Given the implications for DPV customer-economics, reforms to NEM rules could also significantly impact long-term DPV deployment levels. Under an extreme bookend scenario in which NEM is immediately eliminated across all states and replaced with the alternative compensation scheme described above, cumulative U.S. DPV deployment in 2050 would be roughly 20% lower than under a continuation of current NEM policies (Figure ES-2, left), based on original analysis described further within the main body of the report. Conversely, indefinitely extending and expanding NEM to all customers and states would lead to DPV deployment levels in 2050 that are 30% higher than under current policies (Figure ES-2, right). In both cases, the impacts are notably more pronounced for residential than for non-residential markets. Many other recent studies have also shown potentially significant impacts on DPV customer-economics and deployment from other kinds of retail rate reforms, such as timevarying pricing, demand charges, two-way rates, fixed customer charges, and minimum bills.
Within the context of the SunShot Initiative, NEM and retail rate reforms represent significant risks to achievement of near-term cost and deployment goals as well as the longer-term legacy and impact of the initiative. Within the immediate timeframe of the SunShot 2020 cost-reduction targets, constraints on market growth could dampen the pace of soft-cost reductions driven by increasing industry scale and learning. Uncertainty in the outcome of NEM and retail rate reforms also exacerbates business risks for the solar industry and potential solar customers, inflating soft costs associated with customer acquisition and financing. Longer term, NEM and retail rate reforms could produce an outcome in which achievement of the aggressive SunShot 2020 cost targets could still fail to spur the initiative’s vision of dramatic, sustained DPV growth.
Fortunately, several other strategies—as discussed below—offer the potential to address utility and non-solar customer concerns about DPV, without unduly constraining DPV customereconomics and market growth.
Facilitating higher-value DPV deployment.
Many reforms seek to address stakeholder concerns about DPV by facilitating higher-value DPV deployment. Certain retail rate reforms—such as time-varying, locational, and unbundled attribute pricing—could incentivize optimally sited and grid-friendly DPV, though these innovations generally increase costs to DPV customers and could require significant efforts from utilities to establish the value of DPV production and handle customer differentiation. Enhanced utility system planning can provide an analytical foundation for these pricing designs and for other mechanisms to preferentially direct DPV deployment toward locations or design characteristics that increase its value to the utility system.

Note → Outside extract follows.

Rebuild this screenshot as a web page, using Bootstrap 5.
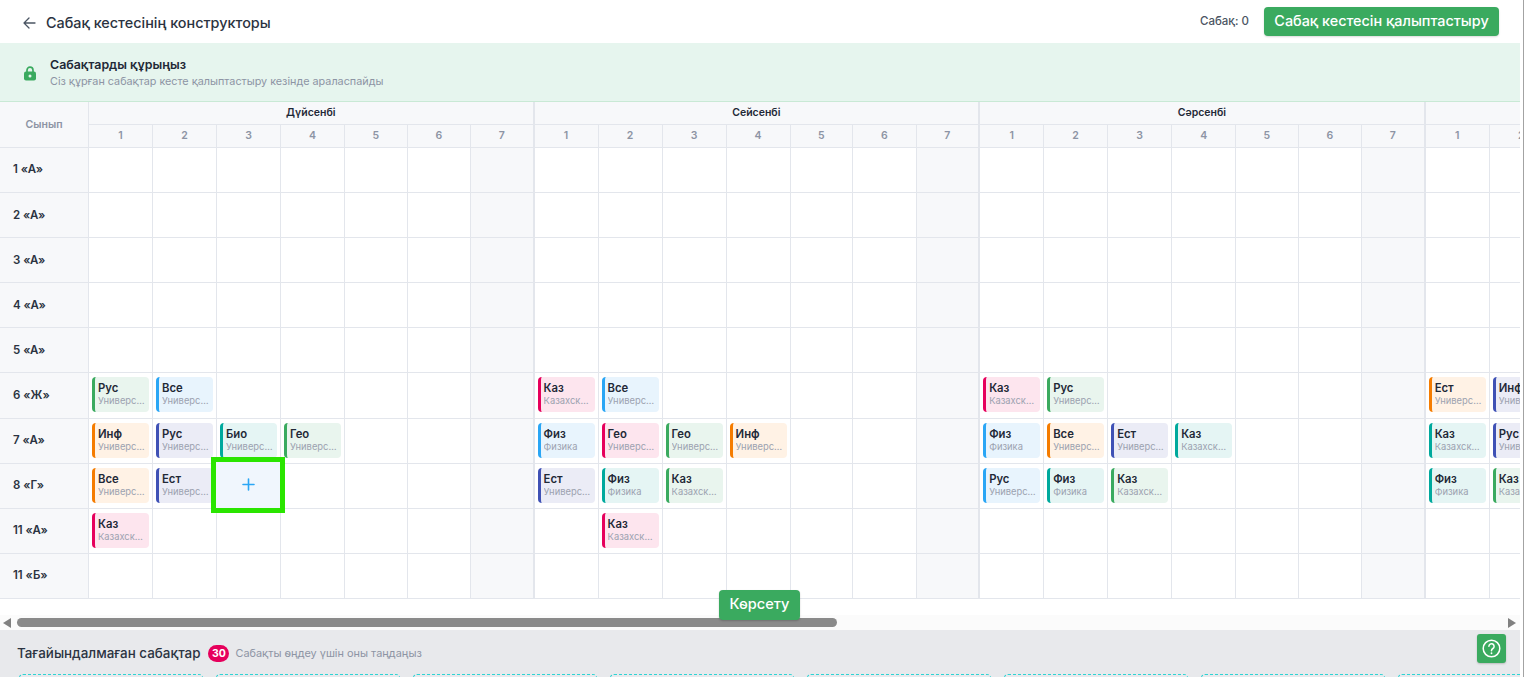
<!DOCTYPE html>
<html lang="kk">
<head>
<meta charset="utf-8">
<title>Сабақ кестесінің конструкторы</title>
<link href="https://cdn.jsdelivr.net/npm/bootstrap@5.3.0/dist/css/bootstrap.min.css" rel="stylesheet">
<style>
html,body{height:677px;overflow:hidden;background:#fff}
body{font-family:Inter,"Noto Sans",sans-serif;color:#1f2937}
.app-shell{width:1520px;height:677px}
.edge-line{width:4px;height:677px;border-right:1px solid #a3a3a3;flex:none}
.top-bar{height:43px;padding:2px 21px 0 23px}
.back-title{font-size:14.4px;font-weight:500;color:#2b3341;margin-left:10px}
.count-text{font-size:11.5px;color:#4b5563;font-weight:500;margin-top:-2px}
.btn-leaf{background:#3aaa5f;border:0;color:#fff;border-radius:4px;font-weight:500;--bs-btn-hover-bg:#3aaa5f;--bs-btn-hover-color:#fff}
.btn-build{font-size:14.4px;height:29px;width:235px;padding:0;margin-left:15px;margin-top:-3px;box-shadow:0 1px 2px rgba(0,0,0,.15)}
.notice{height:59px;background:#e6f5ee;border-bottom:1px solid #c9e9d5;padding:2px 0 0 24px}
.notice-title{font-size:12.4px;font-weight:600;color:#1f2937;line-height:16px}
.notice-sub{font-size:10.8px;color:#8d94a4;line-height:16px;margin-top:1px}
.notice-text{margin-left:14px}
.grid-zone{height:528px}
.grid-scroll{height:513px;overflow:hidden}
.fake-scroll{height:15px;background:#fbfbfb;padding:0 4px 0 3px}
.scroll-thumb{height:9px;background:#8a8a8a;border-radius:5px;margin-left:6px}
.sched{table-layout:fixed;width:1871px;border-collapse:separate;border-spacing:0;margin:0}
.sched th,.sched td{padding:0;border:0;border-right:1px solid #e3e6ec;border-bottom:1px solid #e3e6ec;background:#fff;vertical-align:top}
.sched thead th{background:#f7f8fa;text-align:center;vertical-align:middle}
.sched .class-head{font-size:10.5px;font-weight:600;color:#8d94a4}
.sched .day-head{height:23px;font-size:10.5px;font-weight:600;color:#1f2937}
.sched .num-head{height:23px;font-size:10.5px;font-weight:600;color:#8d94a4}
.sched th.class-name{background:#f7f8fa;font-size:11.5px;font-weight:600;color:#2b3341;text-align:left;padding-left:13px;vertical-align:middle}
.sched tbody tr{height:45.1px}
.sched td.rest-col{background:#f7f8fa}
.sched .day-end{border-right:2px solid #e3e6ec}
.lesson-tile{height:35px;margin:4px 3px 0 3px;border-left:3px solid;border-radius:4px;padding:4px 3px 0 3px;overflow:hidden}
.lesson-name{font-size:11.3px;font-weight:600;line-height:14px;color:#1f2937}
.lesson-sub{font-size:9.4px;line-height:12px;color:#9ca2b0;white-space:nowrap;overflow:hidden;text-overflow:ellipsis}
.tone-green{background:#e9f5ee;border-color:#3aaa5f}
.tone-blue{background:#e8f4fd;border-color:#2aa6f5}
.tone-orange{background:#fff2e5;border-color:#f57c00}
.tone-indigo{background:#ebecf6;border-color:#3f51b5}
.tone-teal{background:#e5f5f4;border-color:#00a99d}
.tone-pink{background:#fde5ee;border-color:#e6005c}
.hover-cell{position:relative}
.add-slot{position:absolute;left:-6px;top:-7px;width:74px;height:56px;border:5px solid #2ae500;background:#f0f6fd;z-index:2}
.show-btn{position:absolute;left:719px;top:488px;width:81px;height:30px;padding:0;font-size:14.6px;z-index:3;box-shadow:0 1px 2px rgba(0,0,0,.2)}
.tray{height:47px;background:#e8e9ec;padding-left:17px;flex:none;overflow:hidden}
.tray-head{height:44px;padding-top:3px}
.tray-title{font-size:13.4px;font-weight:500;color:#2b3341}
.tray-count{background:#e6005c;color:#fff;font-size:10.5px;font-weight:700;width:21px;height:17px;padding:0;line-height:17px;border-radius:9px;margin-left:8px}
.tray-hint{font-size:10.9px;color:#8d94a4;margin-left:6px}
.tray-slots{gap:13px;padding-left:2px}
.tray-slot{width:184px;height:20px;flex:none;border:1px dashed #2fd4d4;border-radius:4px}
.help-btn{position:absolute;left:1477px;top:634px;width:29px;height:29px;padding:0;border-radius:3px;z-index:4;box-shadow:0 1px 2px rgba(0,0,0,.2)}
</style>
</head>
<body>
<div class="d-flex">
  <div class="app-shell d-flex flex-column position-relative">
    <header class="top-bar d-flex align-items-center">
      <svg width="13" height="12" viewBox="0 0 13 12" fill="none" stroke="#4b5563" stroke-width="1.3" stroke-linecap="round" stroke-linejoin="round"><path d="M12 6H1M6 1 1 6l5 5"/></svg>
      <span class="back-title">Сабақ кестесінің конструкторы</span>
      <span class="count-text ms-auto">Сабақ: 0</span>
      <button type="button" class="btn btn-leaf btn-build">Сабақ кестесін қалыптастыру</button>
    </header>
    <section class="notice d-flex align-items-center">
      <svg width="12" height="15" viewBox="0 0 12 15"><path d="M3 6.5V4.2a3 3 0 0 1 6 0v2.3" fill="none" stroke="#3aaa5f" stroke-width="1.7"/><rect y="5.6" width="12" height="9" rx="2" fill="#3aaa5f"/><circle cx="6" cy="10" r="1.5" fill="#e6f5ee"/></svg>
      <div class="notice-text">
        <div class="notice-title">Сабақтарды құрыңыз</div>
        <div class="notice-sub">Сіз құрған сабақтар кесте қалыптастыру кезінде араласпайды</div>
      </div>
    </section>
    <div class="grid-zone position-relative">
      <div class="grid-scroll">
        <table class="sched table" id="sched"></table>
      </div>
      <div class="fake-scroll d-flex align-items-center">
        <svg width="8" height="10" viewBox="0 0 8 10"><path d="M8 0v10L0 5z" fill="#808080"/></svg>
        <div class="scroll-thumb" style="width:820px"></div>
        <svg class="ms-auto" width="8" height="10" viewBox="0 0 8 10"><path d="M0 0v10l8-5z" fill="#808080"/></svg>
      </div>
      <button type="button" class="btn btn-leaf show-btn">Көрсету</button>
    </div>
    <section class="tray">
      <div class="tray-head d-flex align-items-center">
        <span class="tray-title">Тағайындалмаған сабақтар</span>
        <span class="badge tray-count">30</span>
        <span class="tray-hint">Сабақты өңдеу үшін оны таңдаңыз</span>
      </div>
      <div class="tray-slots d-flex">
        <div class="tray-slot"></div><div class="tray-slot"></div><div class="tray-slot"></div><div class="tray-slot"></div><div class="tray-slot"></div><div class="tray-slot"></div><div class="tray-slot"></div><div class="tray-slot"></div>
      </div>
    </section>
    <button type="button" class="btn btn-leaf help-btn d-flex align-items-center justify-content-center" aria-label="Көмек">
      <svg width="19" height="19" viewBox="0 0 19 19" fill="none" stroke="#fff" stroke-width="1.5" stroke-linecap="round"><circle cx="9.5" cy="9.5" r="8.3"/><path d="M6.9 7.3a2.6 2.6 0 1 1 4 2.2c-.9.6-1.4 1-1.4 2v.3"/><path d="M9.5 14.2v.1" stroke-width="1.8"/></svg>
    </button>
  </div>
  <div class="edge-line"></div>
</div>
<script>
const U='Университет',K='Казахский язык',F='Физика';
const days=['Дүйсенбі','Сейсенбі','Сәрсенбі','Бейсенбі'];
const classes=['1 «А»','2 «А»','3 «А»','4 «А»','5 «А»','6 «Ж»','7 «А»','8 «Г»','11 «А»','11 «Б»'];
const widths=[64,64,64,64,62.5,63.5,63.5];
const L={
 '0-5-0':['Рус',U,'green'],'0-5-1':['Все',U,'blue'],
 '0-6-0':['Инф',U,'orange'],'0-6-1':['Рус',U,'indigo'],'0-6-2':['Био',U,'teal'],'0-6-3':['Гео',U,'green'],
 '0-7-0':['Все',U,'orange'],'0-7-1':['Ест',U,'indigo'],
 '0-8-0':['Каз',K,'pink'],
 '1-5-0':['Каз',K,'pink'],'1-5-1':['Все',U,'blue'],
 '1-6-0':['Физ',F,'blue'],'1-6-1':['Гео',U,'pink'],'1-6-2':['Гео',U,'green'],'1-6-3':['Инф',U,'orange'],
 '1-7-0':['Ест',U,'indigo'],'1-7-1':['Физ',F,'teal'],'1-7-2':['Каз',K,'green'],
 '1-8-1':['Каз',K,'pink'],
 '2-5-0':['Каз',K,'pink'],'2-5-1':['Рус',U,'green'],
 '2-6-0':['Физ',F,'blue'],'2-6-1':['Все',U,'orange'],'2-6-2':['Ест',U,'indigo'],'2-6-3':['Каз',K,'teal'],
 '2-7-0':['Рус',U,'blue'],'2-7-1':['Физ',F,'teal'],'2-7-2':['Каз',K,'green'],
 '3-5-0':['Ест',U,'orange'],'3-5-1':['Инф',U,'indigo'],
 '3-6-0':['Каз',K,'teal'],'3-6-1':['Рус',U,'indigo'],
 '3-7-0':['Физ',F,'teal'],'3-7-1':['Каз',K,'green']
};
let h='<colgroup><col style="width:89px">';
days.forEach(()=>widths.forEach(w=>h+=`<col style="width:${w}px">`));
h+='</colgroup><thead><tr><th rowspan="2" class="class-head">Сынып</th>';
days.forEach(d=>h+=`<th colspan="7" class="day-head day-end">${d}</th>`);
h+='</tr><tr>';
days.forEach(()=>{for(let p=1;p<=7;p++)h+=`<th class="num-head${p==7?' day-end':''}">${p}</th>`});
h+='</tr></thead><tbody>';
classes.forEach((c,r)=>{
 h+=`<tr><th class="class-name">${c}</th>`;
 days.forEach((_,d)=>{for(let p=0;p<7;p++){
  const x=L[d+'-'+r+'-'+p];
  let cls=(p==6?'rest-col day-end':'');
  let inner='';
  if(x)inner=`<div class="lesson-tile tone-${x[2]}"><div class="lesson-name">${x[0]}</div><div class="lesson-sub">${x[1]}</div></div>`;
  if(d==0&&r==7&&p==2){cls='hover-cell';inner='<div class="add-slot d-flex align-items-center justify-content-center"><svg width="13" height="13" viewBox="0 0 13 13" stroke="#2aa6f5" stroke-width="1.6" stroke-linecap="round"><path d="M6.5 1v11M1 6.5h11"/></svg></div>';}
  h+=`<td class="${cls}">${inner}</td>`;
 }});
 h+='</tr>';
});
document.getElementById('sched').innerHTML=h+'</tbody>';
</script>
<script src="https://cdn.jsdelivr.net/npm/bootstrap@5.3.0/dist/js/bootstrap.bundle.min.js"></script>
</body>
</html>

In addition, utility ownership of DPV assets may enable higher-value forms of deployment through optimized siting and operation. Community solar might also facilitate optimized siting and design and more readily enable deferral of distribution system upgrades. Over the longer term, major reforms to utility business models and retail markets (e.g., transforming electric utilities into energy services utilities and forming distribution network operators or transactive retail electricity markets) could facilitate higher-value DPV deployment through enhanced price signals or procurement processes.
Broadening customer access to solar.
Bringing solar to traditionally underserved customer classes can diffuse concerns about cost-shifting and potentially regressive effects of NEM; indeed, one reason why energy efficiency programs are less susceptible to such concerns is that opportunities for participation are broad and often include programs targeted to low-income or other hard-to-reach customer segments. Among the reforms highlighted in this report, community shared solar offers perhaps the most explicit path toward expanding customer access, if opportunities for participation are broadly available. Utility DPV ownership that is restricted to underserved customer segments may provide another pathway to expanding access to those customers, and it may minimize some objections over utility entry into a competitive market.
Aligning utility earnings and profits with DPV.
Under traditional cost-of-service regulation, DPV tends to erode utility financial performance via reductions in sales growth and deferral of traditional utility capital investments. Reforms can seek to realign utility financial incentives so they are neutral toward, or even produce utility shareholder benefits from, DPV growth. Such reforms are thus targeted at addressing utility shareholder concerns, in particular, but can exacerbate ratepayer concerns surrounding possible cost-shifting to non-solar customers. Some suggested reforms entail relatively “incremental” changes to utility regulatory and business models. These include decoupling and other ratemaking reforms to reduce regulatory lag, which already have widespread adoption and hold utility profits immune to DPV growth. Performance based incentives and utility ownership or financing of DPV assets could create positive utility earnings opportunities associated with DPV growth, and they have precedents, but they represent a greater departure from the traditional cost-of-service model. Finally, many novel conceptual utility business model and market reforms are intended to realign utility financial incentives vis-à-vis DPV, such as by reorienting utility profits around the provision of services rather than commodity sales of electricity.
In summary, efforts to address concerns by utilities and non-solar customers about the financial impacts of DPV growth are unfolding across the country in a variety of forms. To date, much of this activity has centered on reforms to NEM rules and retail rate designs. This pathway has certain practical advantages because these kinds of reforms address concerns of both utility ratepayers and shareholders and can often be implemented in a relatively immediate fashion. However, these reforms are generally premised on reducing compensation to DPV customers and, as such, achieve their objectives only insofar as they constrict DPV customer-economics. Other reforms discussed in this report instead provide opportunities to address utility and/or ratepayer concerns about DPV without necessarily constraining growth of those resources—by focusing on facilitating higher-value DPV deployment, expanding customer access, and aligning utility earnings and profits with DPV growth. Some of these alternatives have already been adopted in some locations and are options for wider implementation by 2020, while others will unfold over a longer horizon. In either case, opportunities exist to preserve the long-term legacy of the SunShot Initiative by promoting a stable regulatory environment and utility business models that align DPV adoption with the continued provision of safe, reliable, and affordable electricity service.